The “renovation”, when it comes to old buildings like this, is often actually a rebuild. We planned on new foundations, new windows and a new roof. We also had planned on replacing the old weatherboards as it was cheaper than burning off the old lead based paint off the original timber. We gained a modern envelope with actual insulation (foreign to many a villa) and all without the risk of the house catching fire in the process. What we didn’t perhaps plan on was just how much of the original structural timber we had to replace due to it being somewhat less than straight or it having been completely ‘bodged about’ by previous owners. After six months of living with our friendly, it would have to be said, builders and their preoccupation with power tools – a hammer? - we had what is politely termed a ‘shell’.
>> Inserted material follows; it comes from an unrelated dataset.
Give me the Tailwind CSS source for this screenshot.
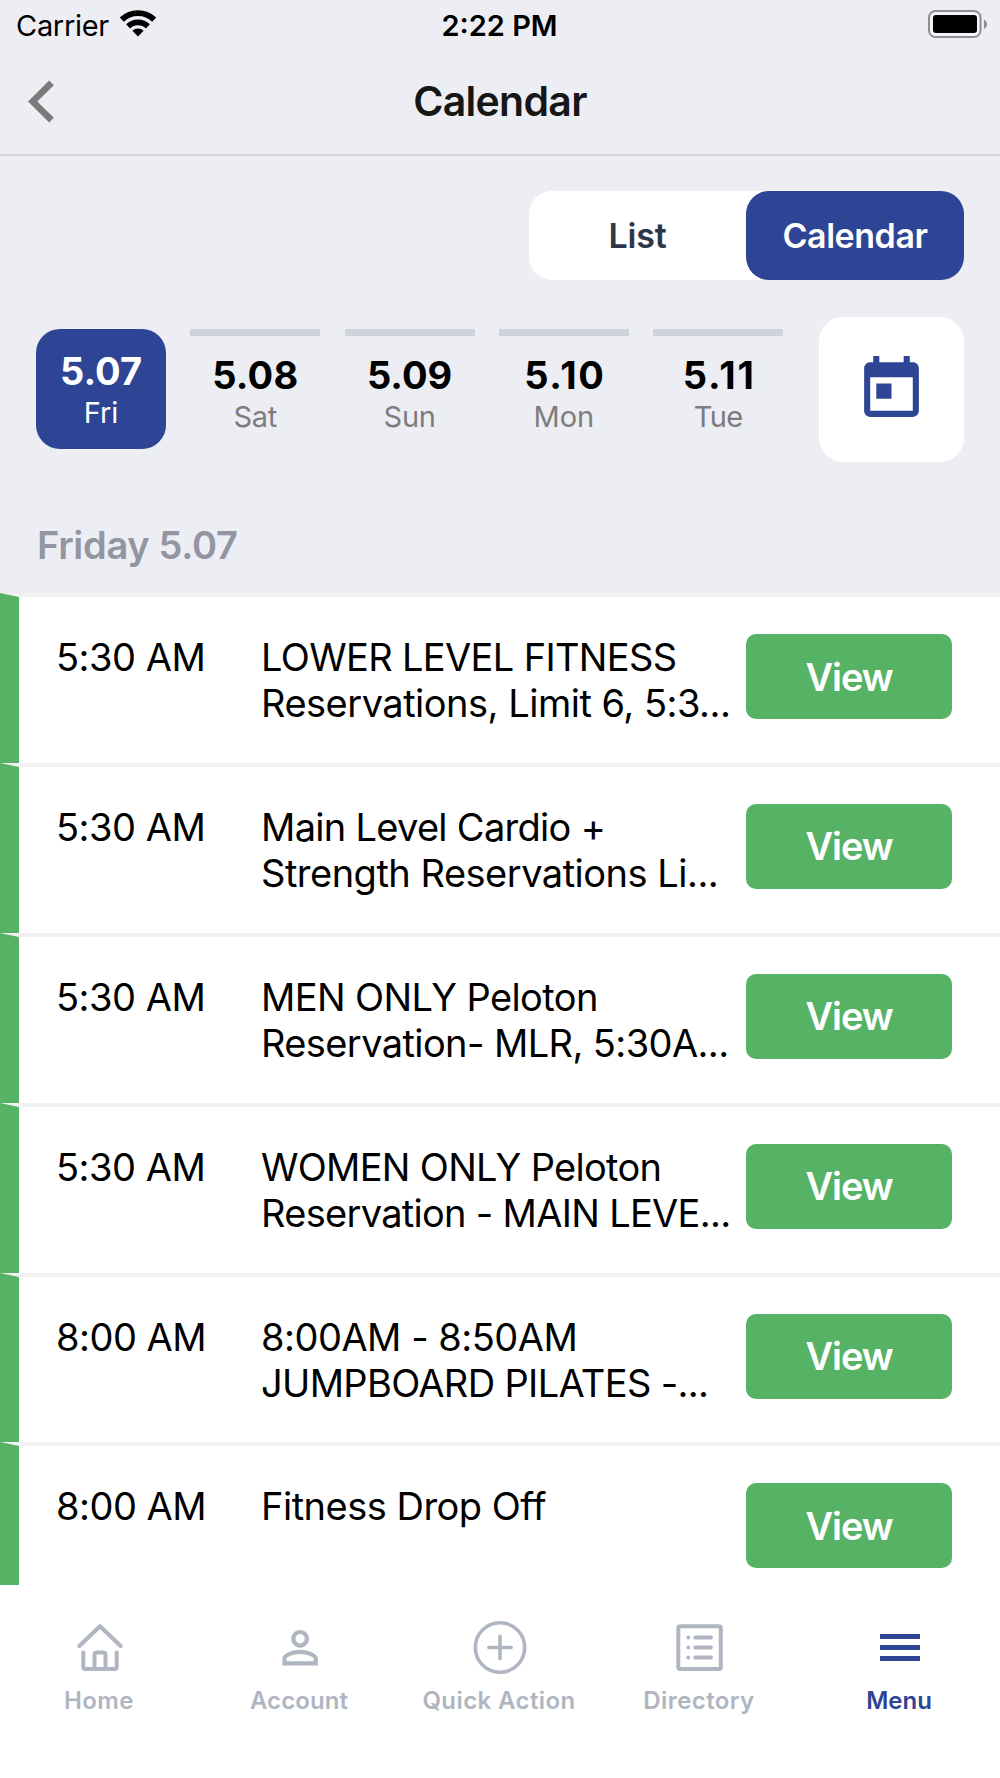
<!DOCTYPE html>
<html lang="en">

<head>
  <meta charset="UTF-8" />
  <meta name="viewport" content="width=device-width, initial-scale=1.0" />
  <title>Calendar</title>
  <script src="https://cdn.jsdelivr.net/npm/@tailwindcss/browser@4"></script>
</head>

<body class="h-[1778px] w-[1000px] overflow-hidden flex flex-col bg-[#edeef3] font-['Inter',sans-serif] text-black">

  <!-- Header -->
  <header class="h-[156px] shrink-0 border-b-2 border-[#d3d4d8]">
    <div class="grid grid-cols-3 items-center h-[51px] pl-4 pr-[13px] text-[29px]">
      <div class="flex items-center gap-[11px]">
        <span class="tracking-[-0.3px]">Carrier</span>
        <svg class="w-9 h-[27px] -mt-1" viewBox="0 0 36 27" fill="none" stroke="#000">
          <path d="M1.8 9.7A23.3 23.3 0 0 1 34.2 9.7" stroke-width="5.9" />
          <path d="M8.1 16.3A14.2 14.2 0 0 1 27.9 16.3" stroke-width="5.8" />
          <path d="M18 26.5L12.4 20.7A8 8 0 0 1 23.6 20.7Z" fill="#000" stroke="none" />
        </svg>
      </div>
      <span class="text-center font-semibold pr-1">2:22 PM</span>
      <svg class="w-[59px] h-7 justify-self-end -mt-[3px]" viewBox="0 0 59 28">
        <rect x="1" y="1" width="51.5" height="26" rx="6.5" fill="#f4f4f7" stroke="#8f8f92" stroke-width="2" />
        <rect x="5" y="5" width="44" height="18" rx="3" />
        <path d="M56 9.5c4 2 4 7.5 0 9.5z" fill="#8f8f92" />
      </svg>
    </div>
    <div class="grid grid-cols-3 items-center h-[101px] px-7">
      <svg class="w-[27px] h-[43px]" viewBox="0 0 27 43" fill="none" stroke="#7a7a7a" stroke-width="6.6">
        <path d="M23.500 2.800L4.700 21.500L23.500 40.200" />
      </svg>
      <h1 class="text-center text-[41px] leading-[50px] font-semibold tracking-[-0.7px] text-[#161616] pb-px">Calendar</h1>
    </div>
  </header>

  <!-- List / Calendar toggle -->
  <div class="flex shrink-0 justify-end pt-[35px] pr-9">
    <div class="flex w-[435px] h-[89px] rounded-[23px] bg-white text-[34px] font-semibold">
      <button class="flex-1 text-[#2d3748] tracking-[-0.2px]">List</button>
      <button class="w-[218px] rounded-[23px] bg-[#2e4494] text-white tracking-[-0.45px]">Calendar</button>
    </div>
  </div>

  <!-- Days -->
  <div class="flex shrink-0 items-center justify-between mt-[37px] px-9 h-[145px]">
    <div class="flex gap-[24.3px] h-[121px] text-center text-[29px] leading-[37px] text-[#7d7d7d]">
      <div class="w-[130px] h-[120px] pt-[19px] rounded-3xl bg-[#2e4494] text-white">
        <p class="text-[38px] leading-[46px] font-bold">5.07</p>
        <p>Fri</p>
      </div>
      <div class="w-[130px] border-t-7 border-[#cfd4dc] pt-4">
        <p class="text-[38px] leading-[46px] font-bold text-black tracking-[0.2px]">5.08</p>
        <p class="tracking-[-0.3px]">Sat</p>
      </div>
      <div class="w-[130px] border-t-7 border-[#cfd4dc] pt-4">
        <p class="text-[38px] leading-[46px] font-bold text-black">5.09</p>
        <p class="tracking-[-0.3px]">Sun</p>
      </div>
      <div class="w-[130px] border-t-7 border-[#cfd4dc] pt-4">
        <p class="text-[38px] leading-[46px] font-bold text-black tracking-[1.6px] pl-0.5">5.10</p>
        <p>Mon</p>
      </div>
      <div class="w-[130px] border-t-7 border-[#cfd4dc] pt-4">
        <p class="text-[38px] leading-[46px] font-bold text-black tracking-[1.9px] pl-0.5">5.11</p>
        <p class="tracking-[-0.6px]">Tue</p>
      </div>
    </div>
    <button class="flex items-center justify-center size-[145px] rounded-3xl bg-white">
      <svg class="size-[73px]" viewBox="0 0 24 24" fill="#2e4494">
        <path d="M19 3h-1V1h-2v2H8V1H6v2H5c-1.11 0-1.99.9-1.99 2L3 19c0 1.1.89 2 2 2h14c1.1 0 2-.9 2-2V5c0-1.1-.9-2-2-2zm0 16H5V8h14v11zM7 10h5v5H7z" />
      </svg>
    </button>
  </div>

  <h2 class="shrink-0 mt-[60px] mb-[25px] pl-[37px] text-[38px] leading-[46px] font-semibold tracking-[-0.3px] text-[#9395a3]">Friday 5.07</h2>

  <!-- Events -->
  <main class="h-[992px] shrink-0 overflow-hidden bg-white text-[38px] leading-[46px] tracking-[-0.5px]">
    <div class="flex items-start h-[169.9px] border-l-19 border-l-[#56b265] border-t-4 border-t-[#f1f1f1] pt-[37px] pr-12">
      <p class="w-[204px] pl-[37px]">5:30 AM</p>
      <p class="flex-1 pl-[38px] whitespace-nowrap"><span class="tracking-[-0.65px]">LOWER LEVEL FITNESS</span><br>Reservations, Limit 6, 5:3...</p>
      <button class="w-[206px] h-[85px] rounded-[10px] bg-[#56b265] text-white text-[38px] font-semibold tracking-[-1.1px]">View</button>
    </div>
    <div class="flex items-start h-[169.9px] border-l-19 border-l-[#56b265] border-t-4 border-t-[#f1f1f1] pt-[37px] pr-12">
      <p class="w-[204px] pl-[37px]">5:30 AM</p>
      <p class="flex-1 pl-[38px] whitespace-nowrap"><span class="tracking-[-0.7px]">Main Level Cardio +</span><br>Strength Reservations Li...</p>
      <button class="w-[206px] h-[85px] rounded-[10px] bg-[#56b265] text-white text-[38px] font-semibold tracking-[-1.1px]">View</button>
    </div>
    <div class="flex items-start h-[169.9px] border-l-19 border-l-[#56b265] border-t-4 border-t-[#f1f1f1] pt-[37px] pr-12">
      <p class="w-[204px] pl-[37px]">5:30 AM</p>
      <p class="flex-1 pl-[38px] whitespace-nowrap tracking-[-0.6px]">MEN ONLY Peloton<br>Reservation- MLR, 5:30A...</p>
      <button class="w-[206px] h-[85px] rounded-[10px] bg-[#56b265] text-white text-[38px] font-semibold tracking-[-1.1px]">View</button>
    </div>
    <div class="flex items-start h-[169.9px] border-l-19 border-l-[#56b265] border-t-4 border-t-[#f1f1f1] pt-[37px] pr-12">
      <p class="w-[204px] pl-[37px]">5:30 AM</p>
      <p class="flex-1 pl-[38px] whitespace-nowrap tracking-[-0.7px]">WOMEN ONLY Peloton<br>Reservation - MAIN LEVE...</p>
      <button class="w-[206px] h-[85px] rounded-[10px] bg-[#56b265] text-white text-[38px] font-semibold tracking-[-1.1px]">View</button>
    </div>
    <div class="flex items-start h-[169.9px] border-l-19 border-l-[#56b265] border-t-4 border-t-[#f1f1f1] pt-[37px] pr-12">
      <p class="w-[204px] pl-[37px]">8:00 AM</p>
      <p class="flex-1 pl-[38px] whitespace-nowrap">8:00AM - 8:50AM<br><span class="tracking-[-0.65px]">JUMPBOARD PILATES -...</span></p>
      <button class="w-[206px] h-[85px] rounded-[10px] bg-[#56b265] text-white text-[38px] font-semibold tracking-[-1.1px]">View</button>
    </div>
    <div class="flex items-start h-[169.9px] border-l-19 border-l-[#56b265] border-t-4 border-t-[#f1f1f1] pt-[37px] pr-12">
      <p class="w-[204px] pl-[37px]">8:00 AM</p>
      <p class="flex-1 pl-[38px] whitespace-nowrap">Fitness Drop Off</p>
      <button class="w-[206px] h-[85px] rounded-[10px] bg-[#56b265] text-white text-[38px] font-semibold tracking-[-1.1px]">View</button>
    </div>
  </main>

  <!-- Bottom navigation -->
  <nav class="grid grid-cols-5 flex-1 bg-white pt-[35px] text-2xl leading-[30px] font-semibold text-[#b0b6c1]">
    <a class="flex flex-col items-center gap-2.5">
      <svg class="size-14" viewBox="0 0 56 56" fill="none" stroke="currentColor" stroke-width="4" stroke-linecap="round" stroke-linejoin="round">
        <path d="M7.3 26L28 6.200L48.7 26" />
        <path d="M11.3 32.5v14.500q0 2 2 2h29.400q2 0 2-2V32.500" />
        <path d="M22.500 48.500V34.500q0-2 2-2h7q2 0 2 2v14" />
      </svg>
      <span class="tracking-[0.4px] pr-0.5">Home</span>
    </a>
    <a class="flex flex-col items-center gap-2.5">
      <svg class="size-14" viewBox="0 0 56 56" fill="currentColor">
        <path transform="translate(1.5 1) scale(2.22)" d="M12 5.9a2.1 2.1 0 1 1 0 4.200 2.1 2.1 0 0 1 0-4.200m0 9c2.970 0 6.100 1.460 6.100 2.100v1.100H5.900V17c0-.640 3.130-2.100 6.100-2.100M12 4C9.790 4 8 5.790 8 8s1.790 4 4 4 4-1.790 4-4-1.790-4-4-4zm0 9c-2.670 0-8 1.340-8 4v3h16v-3c0-2.660-5.330-4-8-4z" />
      </svg>
      <span class="tracking-[0.1px] pr-0.5">Account</span>
    </a>
    <a class="flex flex-col items-center gap-2.5">
      <svg class="size-14" viewBox="0 0 56 56" fill="none" stroke="currentColor" stroke-width="3.6" stroke-linecap="round">
        <circle cx="28" cy="27.5" r="24.7" />
        <path d="M16.8 27.5h22.400M28 16.300V38.700" />
      </svg>
      <span class="tracking-[0.4px] pr-0.5">Quick Action</span>
    </a>
    <a class="flex flex-col items-center gap-2.5">
      <svg class="size-14" viewBox="0 0 56 56" fill="none" stroke="currentColor" stroke-width="4" stroke-linecap="round">
        <rect x="6.3" y="6.2" width="42.5" height="42.7" rx="2" />
        <path d="M23.200 17.500h15.800M23.200 27.500h15.800M23.200 37.500h15.800M16.300 17.500h.010M16.300 27.500h.010M16.300 37.500h.010" stroke-width="3.8" />
      </svg>
      <span class="tracking-[0.4px] pr-0.5">Directory</span>
    </a>
    <a class="flex flex-col items-center gap-2.5 text-[#2e4494]">
      <svg class="size-14" viewBox="0 0 56 56" stroke="currentColor" stroke-width="5">
        <path d="M8 16.500h40M8 27.500h40M8 38.500h40" />
      </svg>
      <span class="pr-0.5">Menu</span>
    </a>
  </nav>

</body>

</html>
Then the real job started.
- This project is, in the grand tradition of architect’s houses, a ‘labour of love'. It would have to be given the time involved. Also in that tradition, it is very much a ‘work in progress’. We started with the outside landscaping, well before the reconstruction building began, and then, once we had our ‘shell’ to ourselves, moved to the interior, taking it room by room. Just like in London we took on all of the work, laying floors, installing window sashes, erecting a few more walls,connecting off all the wiring & plumbing, tiling, papering, glazing, making & installing all the endless miles of timber trim, batten, cornice, dado, skirting & architrave and then painting or staining it all. This included a fair bit of joinery, for the various skylights, small tables and window seat, but this time round we actually had the main kitchen units made and installed by someone else; luxury!
The following sections progress in the order that they were undertaken.
- The existing & newly enhanced detail of the house was picked out with three colours which were intensified versions from the heritage paint colour palette – villas were not originally white.
The gardens were set out using the “outdoor rooms” principal of formal gardening with a little bit of English country thrown in to soften the effect.
...and at night
- The light streaming through the coloured glass windows meant that the room needed a monochromatic colour scheme to let it sing. Pearlescent paint was used to paint the stripes to add another level of reflective complexity. The flat ceiling was painted to resemble the effect of being in a tent to increase the sense of space. The various shower hinges, handles, towel rail and basin stands were made to design and then nickel plated to tie in with the English tapware.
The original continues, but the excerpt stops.